"Leathers" is the first single from the American alternative metal band Deftones' seventh album, Koi No Yokan, and their 17th single overall. The song was made available on September 19, 2012 for free download on the band's official website, before being released as a digital download on iTunes. It was also the first Koi No Yokan track to be made public, almost two months before the album was officially released.

Deftones also issued the song as a cassette single, featuring album track "Rosemary" as a B-side,  during the promotional North American tour of October–November 2012. The cassette single was available at the merchandise stand to the first 50 fans at each stop of the tour who preordered Koi No Yokan.

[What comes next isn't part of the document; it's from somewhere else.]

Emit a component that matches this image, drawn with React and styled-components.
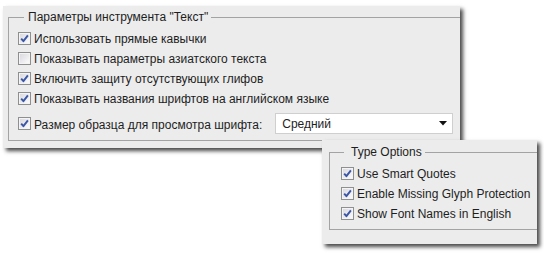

In 2012, Loudwire ranked the song number six on their list of the 10 greatest Deftones songs, and in 2020, Kerrang ranked the song number nine on their list of the 20 greatest Deftones songs.

Track listing

Personnel
 Abe Cunningham − drums
 Stephen Carpenter − guitar
 Frank Delgado − samples, keyboards
 Chino Moreno − vocals, guitar
 Sergio Vega − bass

Technical personnel
 Nick Raskulinecz − production

References

Deftones songs
2012 singles
Songs written by Chino Moreno
Songs written by Sergio Vega (bassist)
Songs written by Stephen Carpenter
2012 songs
Reprise Records singles
Song recordings produced by Nick Raskulinecz
Songs written by Abe Cunningham
Songs written by Frank Delgado (American musician)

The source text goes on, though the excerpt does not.